-------- Collected material

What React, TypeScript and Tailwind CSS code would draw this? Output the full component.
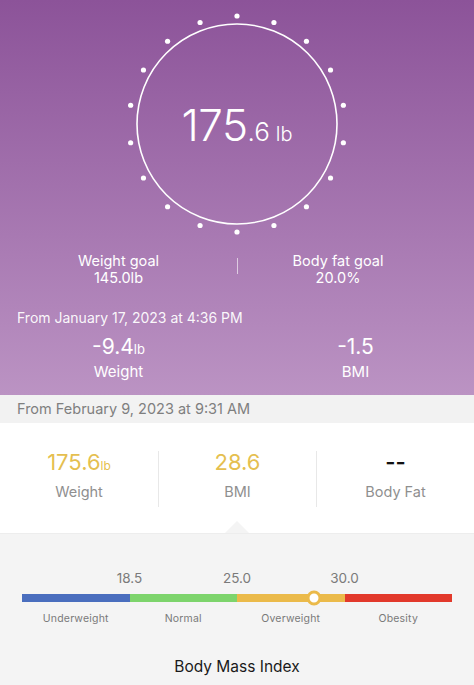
import React from "react";

const dots = Array.from({ length: 18 }, (_, i) => {
  const a = (i * 20 * Math.PI) / 180;
  return { x: 116 + 108 * Math.sin(a), y: 116 - 108 * Math.cos(a) };
});

function Dial() {
  return (
    <div className="relative mx-auto h-[232px] w-[232px]">
      <svg className="absolute inset-0" width="232" height="232" viewBox="0 0 232 232">
        <circle cx="116" cy="116" r="100" fill="none" stroke="white" strokeWidth="1.6" />
        {dots.map((d, i) => (
          <circle key={i} cx={d.x} cy={d.y} r="2.6" fill="white" />
        ))}
      </svg>
      <div className="absolute inset-0 flex items-center justify-center">
        <div className="flex items-baseline pt-[2px] text-white">
          <span className="text-[44px] font-light leading-none tracking-[-0.5px]">175</span>
          <span className="text-[26px] font-light leading-none">.6</span>
          <span className="ml-[6px] text-[20px] font-light leading-none">lb</span>
        </div>
      </div>
    </div>
  );
}

const segments = [
  { color: "bg-[#4a6ebe]", label: "Underweight", bound: "18.5" },
  { color: "bg-[#7dd46c]", label: "Normal", bound: "25.0" },
  { color: "bg-[#ebba4a]", label: "Overweight", bound: "30.0" },
  { color: "bg-[#e2392b]", label: "Obesity", bound: "" },
];

function bmiPos(v: number) {
  const edges = [10, 18.5, 25, 30, 40];
  for (let i = 0; i < 4; i++) {
    if (v <= edges[i + 1]) return (i + (v - edges[i]) / (edges[i + 1] - edges[i])) * 25;
  }
  return 100;
}

export default function App() {
  const bmi = 28.6;
  return (
    <div className="h-[685px] w-[474px] overflow-hidden bg-[#f4f4f4]" style={{ fontFamily: "Inter, 'Noto Sans', sans-serif" }}>
      {/* Purple header */}
      <div className="h-[395px] bg-gradient-to-b from-[#8c5399] to-[#bb93c3] pt-[8px] text-white">
        <Dial />
        <div className="mt-[12px] grid grid-cols-2 text-[14.5px] leading-[17px]">
          <div className="flex flex-col items-center">
            <span>Weight goal</span>
            <span>145.0lb</span>
          </div>
          <div className="relative flex flex-col items-center pr-[35px]">
            <div className="absolute left-0 top-[6px] h-[16px] w-px bg-white/60" />
            <span>Body fat goal</span>
            <span>20.0%</span>
          </div>
        </div>
        <div className="mt-[23px] pl-[17px] text-[14px] leading-[17px] text-white/95">From January 17, 2023 at 4:36 PM</div>
        <div className="mt-[10px] grid grid-cols-2">
          <div className="flex flex-col items-center">
            <div className="flex items-baseline leading-none">
              <span className="text-[21px]">-9.4</span>
              <span className="text-[13px]">lb</span>
            </div>
            <span className="mt-[6px] text-[15px] leading-[18px]">Weight</span>
          </div>
          <div className="flex flex-col items-center">
            <span className="text-[21px] leading-none">-1.5</span>
            <span className="mt-[6px] text-[15px] leading-[18px]">BMI</span>
          </div>
        </div>
      </div>

      {/* Date band */}
      <div className="flex h-[28px] items-center bg-[#f2f2f2] pl-[17px] text-[14.5px] text-[#7f7f7f]">
        From February 9, 2023 at 9:31 AM
      </div>

      {/* Stats */}
      <div className="relative h-[110px] bg-white pt-[28px]">
        <div className="grid grid-cols-3">
          <div className="flex flex-col items-center">
            <div className="flex items-baseline leading-none text-[#e5bf50]">
              <span className="text-[22px]">175.6</span>
              <span className="text-[12px]">lb</span>
            </div>
            <span className="mt-[10px] text-[14.5px] leading-[18px] text-[#8f8f8f]">Weight</span>
          </div>
          <div className="flex flex-col items-center border-l border-[#e8e8e8] pb-[6px]">
            <span className="text-[22px] leading-none text-[#e5bf50]">28.6</span>
            <span className="mt-[10px] text-[14.5px] leading-[18px] text-[#8f8f8f]">BMI</span>
          </div>
          <div className="flex flex-col items-center border-l border-[#e8e8e8] pb-[6px]">
            <span className="text-[22px] font-semibold leading-none text-[#111]">--</span>
            <span className="mt-[10px] text-[14.5px] leading-[18px] text-[#8f8f8f]">Body Fat</span>
          </div>
        </div>
        <div className="absolute bottom-0 left-[225px] h-0 w-0 border-x-[12px] border-b-[12px] border-x-transparent border-b-[#f4f4f4]" />
      </div>

      {/* BMI scale */}
      <div className="border-t border-[#ededed] bg-[#f4f4f4] px-[22px] pt-[36px]">
        <div className="grid grid-cols-4">
          {segments.map((s) => (
            <div key={s.label} className="flex h-[17px] justify-end">
              {s.bound && (
                <span className="translate-x-1/2 text-[13.5px] leading-[17px] text-[#7a7a7a]">{s.bound}</span>
              )}
            </div>
          ))}
        </div>
        <div className="relative mt-[7px] flex h-[8px]">
          {segments.map((s) => (
            <div key={s.label} className={`flex-1 ${s.color}`} />
          ))}
          <div
            className="absolute top-1/2 h-[15px] w-[15px] -translate-x-1/2 -translate-y-1/2 rounded-full border-[3px] border-[#ebba4a] bg-white"
            style={{ left: `${bmiPos(bmi)}%` }}
          />
        </div>
        <div className="mt-[10px] grid grid-cols-4">
          {segments.map((s) => (
            <div key={s.label} className="text-center text-[10.5px] leading-[14px] tracking-[0.2px] text-[#7a7a7a]">
              {s.label}
            </div>
          ))}
        </div>
        <div className="mt-[31px] text-center text-[15.5px] leading-[19px] text-[#1a1a1a]">Body Mass Index</div>
      </div>
    </div>
  );
}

----------------

Write out each line again precisely as it appears, skipping every picture.

What React, TypeScript and Tailwind CSS code would draw this? Output the full component.
import React from "react";

const dots = Array.from({ length: 18 }, (_, i) => {
  const a = (i * 20 * Math.PI) / 180;
  return { x: 116 + 108 * Math.sin(a), y: 116 - 108 * Math.cos(a) };
});

function Dial() {
  return (
    <div className="relative mx-auto h-[232px] w-[232px]">
      <svg className="absolute inset-0" width="232" height="232" viewBox="0 0 232 232">
        <circle cx="116" cy="116" r="100" fill="none" stroke="white" strokeWidth="1.6" />
        {dots.map((d, i) => (
          <circle key={i} cx={d.x} cy={d.y} r="2.6" fill="white" />
        ))}
      </svg>
      <div className="absolute inset-0 flex items-center justify-center">
        <div className="flex items-baseline pt-[2px] text-white">
          <span className="text-[44px] font-light leading-none tracking-[-0.5px]">175</span>
          <span className="text-[26px] font-light leading-none">.6</span>
          <span className="ml-[6px] text-[20px] font-light leading-none">lb</span>
        </div>
      </div>
    </div>
  );
}

const segments = [
  { color: "bg-[#4a6ebe]", label: "Underweight", bound: "18.5" },
  { color: "bg-[#7dd46c]", label: "Normal", bound: "25.0" },
  { color: "bg-[#ebba4a]", label: "Overweight", bound: "30.0" },
  { color: "bg-[#e2392b]", label: "Obesity", bound: "" },
];

function bmiPos(v: number) {
  const edges = [10, 18.5, 25, 30, 40];
  for (let i = 0; i < 4; i++) {
    if (v <= edges[i + 1]) return (i + (v - edges[i]) / (edges[i + 1] - edges[i])) * 25;
  }
  return 100;
}

export default function App() {
  const bmi = 28.6;
  return (
    <div className="h-[685px] w-[474px] overflow-hidden bg-[#f4f4f4]" style={{ fontFamily: "Inter, 'Noto Sans', sans-serif" }}>
      {/* Purple header */}
      <div className="h-[395px] bg-gradient-to-b from-[#8c5399] to-[#bb93c3] pt-[8px] text-white">
        <Dial />
        <div className="mt-[12px] grid grid-cols-2 text-[14.5px] leading-[17px]">
          <div className="flex flex-col items-center">
            <span>Weight goal</span>
            <span>145.0lb</span>
          </div>
          <div className="relative flex flex-col items-center pr-[35px]">
            <div className="absolute left-0 top-[6px] h-[16px] w-px bg-white/60" />
            <span>Body fat goal</span>
            <span>20.0%</span>
          </div>
        </div>
        <div className="mt-[23px] pl-[17px] text-[14px] leading-[17px] text-white/95">From January 17, 2023 at 4:36 PM</div>
        <div className="mt-[10px] grid grid-cols-2">
          <div className="flex flex-col items-center">
            <div className="flex items-baseline leading-none">
              <span className="text-[21px]">-9.4</span>
              <span className="text-[13px]">lb</span>
            </div>
            <span className="mt-[6px] text-[15px] leading-[18px]">Weight</span>
          </div>
          <div className="flex flex-col items-center">
            <span className="text-[21px] leading-none">-1.5</span>
            <span className="mt-[6px] text-[15px] leading-[18px]">BMI</span>
          </div>
        </div>
      </div>

      {/* Date band */}
      <div className="flex h-[28px] items-center bg-[#f2f2f2] pl-[17px] text-[14.5px] text-[#7f7f7f]">
        From February 9, 2023 at 9:31 AM
      </div>

      {/* Stats */}
      <div className="relative h-[110px] bg-white pt-[28px]">
        <div className="grid grid-cols-3">
          <div className="flex flex-col items-center">
            <div className="flex items-baseline leading-none text-[#e5bf50]">
              <span className="text-[22px]">175.6</span>
              <span className="text-[12px]">lb</span>
            </div>
            <span className="mt-[10px] text-[14.5px] leading-[18px] text-[#8f8f8f]">Weight</span>
          </div>
          <div className="flex flex-col items-center border-l border-[#e8e8e8] pb-[6px]">
            <span className="text-[22px] leading-none text-[#e5bf50]">28.6</span>
            <span className="mt-[10px] text-[14.5px] leading-[18px] text-[#8f8f8f]">BMI</span>
          </div>
          <div className="flex flex-col items-center border-l border-[#e8e8e8] pb-[6px]">
            <span className="text-[22px] font-semibold leading-none text-[#111]">--</span>
            <span className="mt-[10px] text-[14.5px] leading-[18px] text-[#8f8f8f]">Body Fat</span>
          </div>
        </div>
        <div className="absolute bottom-0 left-[225px] h-0 w-0 border-x-[12px] border-b-[12px] border-x-transparent border-b-[#f4f4f4]" />
      </div>

      {/* BMI scale */}
      <div className="border-t border-[#ededed] bg-[#f4f4f4] px-[22px] pt-[36px]">
        <div className="grid grid-cols-4">
          {segments.map((s) => (
            <div key={s.label} className="flex h-[17px] justify-end">
              {s.bound && (
                <span className="translate-x-1/2 text-[13.5px] leading-[17px] text-[#7a7a7a]">{s.bound}</span>
              )}
            </div>
          ))}
        </div>
        <div className="relative mt-[7px] flex h-[8px]">
          {segments.map((s) => (
            <div key={s.label} className={`flex-1 ${s.color}`} />
          ))}
          <div
            className="absolute top-1/2 h-[15px] w-[15px] -translate-x-1/2 -translate-y-1/2 rounded-full border-[3px] border-[#ebba4a] bg-white"
            style={{ left: `${bmiPos(bmi)}%` }}
          />
        </div>
        <div className="mt-[10px] grid grid-cols-4">
          {segments.map((s) => (
            <div key={s.label} className="text-center text-[10.5px] leading-[14px] tracking-[0.2px] text-[#7a7a7a]">
              {s.label}
            </div>
          ))}
        </div>
        <div className="mt-[31px] text-center text-[15.5px] leading-[19px] text-[#1a1a1a]">Body Mass Index</div>
      </div>
    </div>
  );
}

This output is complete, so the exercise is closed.